The EPA’s decision generated an immediate response from the U.S. National Mining Association (NMA) and Sen. Lisa Murkowski (R-Alaska), the ranking member of the Energy and Natural Resources Committee. The NMA condemned the agency’s decision for circumventing established environmental review procedures and usurping the authority of other agencies. In a press statement, NMA accused the EPA of recognizing “no limit on its powers to interfere with another federal or state agency process for permitting projects.”
The U.S. House Oversight and Government Reform Committee issued a subpoena to the EPA for documents related to the agency’s review of the proposed Pebble project. Following the subpoena, a letter was sent to the EPA inspector general requesting an investigation into the agency’s decision to use its authority under the CWA to stop the issuance of permits that would be needed for the mine to move forward. The letter warned that taking such unprecedented federal agency action with predetermined conclusions is not sound government practice and delegitimizes other necessary regulatory action undertaken by the EPA.

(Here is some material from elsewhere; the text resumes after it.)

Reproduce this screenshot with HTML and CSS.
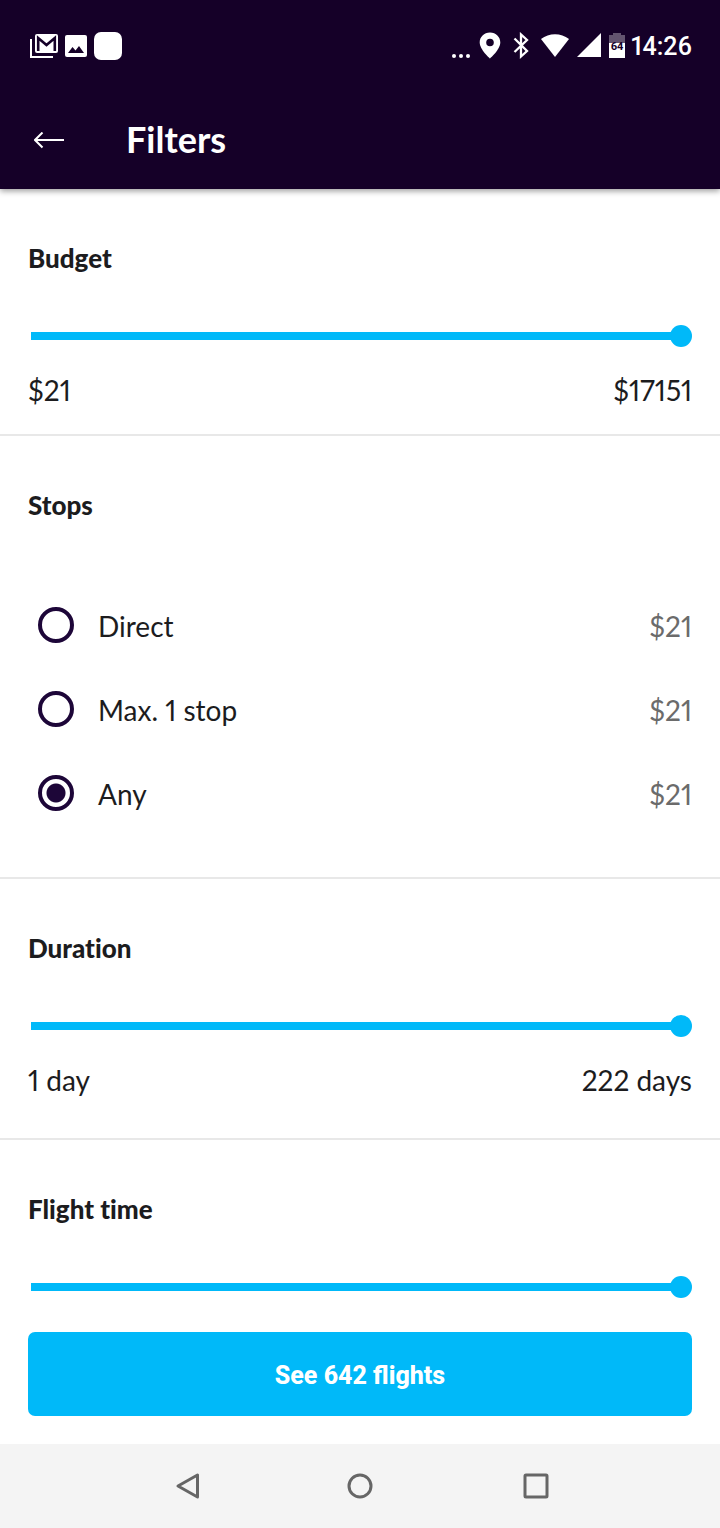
FILE: index.html
```html
<!DOCTYPE html>
<html lang="en">
<head>
    <meta charset="UTF-8">
    <meta name="viewport" content="width=device-width, initial-scale=1.0">
    <title>Filters</title>
    <link rel="stylesheet" href="styles.css">
</head>
<body>
    <header class="header">
        <div class="status-bar">
            <div class="status-left">
                <!-- mail -->
                <svg width="28" height="24" viewBox="0 0 28 24">
                    <path d="M1 5v18h22" fill="none" stroke="#fff" stroke-width="2"/>
                    <rect x="5" y="0" width="23" height="19" rx="2" fill="#fff"/>
                    <path d="M8.200 17V4l8.300 7 8.300-7V17" fill="none" stroke="#150028" stroke-width="2.600"/>
                </svg>
                <!-- photo -->
                <svg width="22" height="22" viewBox="0 0 22 22">
                    <rect width="22" height="22" rx="2" fill="#fff"/>
                    <path d="M3 18l4.500-6 3 3.500 3.500-4.500 5 7z" fill="#150028"/>
                </svg>
                <span class="app-dot"></span>
            </div>
            <div class="status-right">
                <div class="status-icons">
                    <svg width="20" height="28" viewBox="0 0 20 28" fill="#fff">
                        <circle cx="3" cy="24" r="2"/>
                        <circle cx="10" cy="24" r="2"/>
                        <circle cx="17" cy="24" r="2"/>
                    </svg>
                    <!-- location -->
                    <svg width="26" height="28" viewBox="0 0 26 28">
                        <path fill="#fff" fill-rule="evenodd" d="M11 .500C5 .500.700 5 .700 10.500.700 17.500 11 26.500 11 26.500S21.300 17.500 21.300 10.500C21.300 5 17 .500 11 .500zm0 6.200a3.800 3.800 0 1 1 0 7.600A3.800 3.800 0 0 1 11 6.700z"/>
                    </svg>
                    <!-- bluetooth -->
                    <svg width="20" height="28" viewBox="0 0 20 28">
                        <path d="M1.500 6.500l12.500 12.500L8 24.500V2.500l6 5.500L1.500 20" fill="none" stroke="#fff" stroke-width="2.300"/>
                    </svg>
                    <!-- wifi -->
                    <svg width="28" height="28" viewBox="0 0 28 28">
                        <path d="M0 7C8 .500 20 .500 28 7L14 25z" fill="#fff"/>
                    </svg>
                    <!-- signal -->
                    <svg width="24" height="28" viewBox="0 0 24 28">
                        <path d="M24 1v24H0z" fill="#fff"/>
                    </svg>
                    <!-- battery -->
                    <svg width="16" height="28" viewBox="0 0 16 28">
                        <path d="M4 1h8v2h4v9H0V3h4z" fill="#63546f"/>
                        <path d="M0 11h16v15H0z" fill="#fff"/>
                        <text x="8" y="18" text-anchor="middle" class="battery-text">64</text>
                    </svg>
                </div>
                <span class="clock">14:26</span>
            </div>
        </div>
        <div class="app-bar">
            <button class="back" aria-label="Back">
                <svg width="30" height="18" viewBox="0 0 30 18">
                    <path d="M30 8H1M8.500.500L1 8l7.500 7.500" fill="none" stroke="#fff" stroke-width="2"/>
                </svg>
            </button>
            <h1>Filters</h1>
        </div>
    </header>

    <main class="filters">
        <section class="section budget">
            <h2><label for="budget">Budget</label></h2>
            <input type="range" id="budget" class="slider" min="21" max="17151" value="17151">
            <div class="values">
                <span>$21</span>
                <span>$17151</span>
            </div>
        </section>

        <section class="section stops">
            <h2>Stops</h2>
            <label class="option">
                <input type="radio" name="stops" value="direct">
                <span>Direct</span>
                <span class="price">$21</span>
            </label>
            <label class="option">
                <input type="radio" name="stops" value="one">
                <span>Max. 1 stop</span>
                <span class="price">$21</span>
            </label>
            <label class="option">
                <input type="radio" name="stops" value="any" checked>
                <span>Any</span>
                <span class="price">$21</span>
            </label>
        </section>

        <section class="section">
            <h2><label for="duration">Duration</label></h2>
            <input type="range" id="duration" class="slider" min="1" max="222" value="222">
            <div class="values">
                <span>1 day</span>
                <span>222 days</span>
            </div>
        </section>

        <section class="section last">
            <h2><label for="flightTime">Flight time</label></h2>
            <input type="range" id="flightTime" class="slider" min="0" max="100" value="100">
        </section>
    </main>

    <div class="submit">
        <button class="see-flights">See 642 flights</button>
    </div>

    <nav class="nav-bar">
        <button aria-label="Back">
            <svg width="32" height="28" viewBox="0 0 32 28">
                <path d="M29.500 3v22L10 14z"/>
            </svg>
        </button>
        <button aria-label="Home">
            <svg width="28" height="28" viewBox="0 0 28 28">
                <circle cx="14" cy="14" r="11"/>
            </svg>
        </button>
        <button aria-label="Recent apps">
            <svg width="28" height="28" viewBox="0 0 28 28">
                <rect x="3" y="3" width="22" height="22" rx="1"/>
            </svg>
        </button>
    </nav>
</body>
</html>
```
FILE: styles.css
```css
* {
    box-sizing: border-box;
}

body {
    margin: 0;
    min-height: 100vh;
    display: flex;
    flex-direction: column;
    background: #fff;
    color: #1c1c1e;
    font-family: Lato, "Liberation Sans", sans-serif;
    font-size: 28px;
    font-variant-numeric: proportional-nums;
    line-height: 32px;
}

h1, h2 {
    margin: 0;
    font-variant-ligatures: none;
}

button {
    margin: 0;
    padding: 0;
    border: none;
    background: none;
    cursor: pointer;
}

svg {
    display: block;
}

/* header */
.header {
    background: #150028;
    color: #fff;
    box-shadow: 0 2px 6px rgba(0, 0, 0, 0.4);
}

.status-bar {
    display: flex;
    justify-content: space-between;
    align-items: center;
    height: 92px;
    padding: 0 28px 0 30px;
}

.status-left {
    display: flex;
    align-items: center;
    gap: 7px;
}

.app-dot {
    width: 28px;
    height: 28px;
    border-radius: 7px;
    background: #fff;
}

.status-right {
    display: flex;
    align-items: center;
    gap: 6px;
}

.status-icons {
    display: flex;
    gap: 8px;
}

.battery-text {
    font-family: Roboto, sans-serif;
    font-size: 11px;
    font-weight: 700;
    fill: #150028;
}

.clock {
    padding-top: 2px;
    font-family: Roboto, sans-serif;
    font-size: 25px;
    font-weight: 500;
}

.app-bar {
    display: flex;
    align-items: center;
    gap: 62px;
    height: 97px;
    padding: 0 34px;
}

.app-bar h1 {
    padding-bottom: 3px;
    font-size: 36px;
    line-height: 40px;
}

/* sections */
.filters {
    flex: 1;
}

.section {
    padding: 54px 28px 42px;
    border-bottom: 2px solid #e8e8e8;
}

.section h2 {
    margin-bottom: 51px;
    font-size: 26px;
    font-weight: 900;
    line-height: 30px;
}

.budget {
    padding-bottom: 28px;
}

.stops {
    padding-bottom: 41px;
}

.stops h2 {
    margin-bottom: 64px;
}

.last {
    padding-bottom: 0;
    border-bottom: none;
}

.slider {
    -webkit-appearance: none;
    appearance: none;
    display: block;
    width: calc(100% - 3px);
    height: 24px;
    margin: 0 0 0 3px;
    background: none;
}

.slider::-webkit-slider-runnable-track {
    height: 8px;
    background: linear-gradient(to left, transparent 8px, #00b9f9 8px);
}

.slider::-webkit-slider-thumb {
    -webkit-appearance: none;
    width: 22px;
    height: 22px;
    margin-top: -7px;
    border-radius: 50%;
    background: #00b9f9;
}

.values {
    display: flex;
    justify-content: space-between;
    margin-top: 26px;
}

.option {
    display: flex;
    align-items: center;
    gap: 24px;
    height: 84px;
    padding-left: 10px;
}

.option input {
    -webkit-appearance: none;
    appearance: none;
    width: 36px;
    height: 36px;
    margin: 0 0 2px;
    border: 4px solid #1d0638;
    border-radius: 50%;
}

.option input:checked {
    background: radial-gradient(circle, #1d0638 9px, transparent 10px);
}

.price {
    margin-left: auto;
    color: #6b6b6b;
}

/* bottom */
.submit {
    padding: 28px;
}

.see-flights {
    width: 100%;
    height: 84px;
    padding-top: 2px;
    border-radius: 7px;
    background: #00b9f9;
    color: #fff;
    font-family: Roboto, sans-serif;
    font-size: 25px;
    font-weight: 800;
}

.nav-bar {
    display: flex;
    justify-content: center;
    height: 84px;
    background: #f4f4f4;
}

.nav-bar button {
    display: flex;
    justify-content: center;
    align-items: center;
    width: 176px;
}

.nav-bar svg {
    fill: none;
    stroke: #666;
    stroke-width: 3;
    stroke-linejoin: round;
}
```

Expressing frustration with the agency, NMA CEO Hal Quinn said, “It seems that it can never be too soon or too late for the EPA to interfere with projects and destroy the economic and job opportunities.”
Quinn knows firsthand. He and his team in Washington have been dealing with the EPA while it purposely held up permits for coal mining operations in the eastern U.S. Unfortunately, in late March the U.S. Supreme Court endorsed the regulatory overreach when it refused to review a 2013 federal appeals court decision in Mingo Logan v. EPA. The decision basically upheld the agency’s authority to veto an existing permit under the CWA section 404c. Likewise, whether one agrees with Mingo Logan’s mine plan or not, the company was issued a permit that was later revoked after the company made a sizable investment. The agency’s decision to revoke existing permits or block the consideration of a permit before it is even submitted defies due process.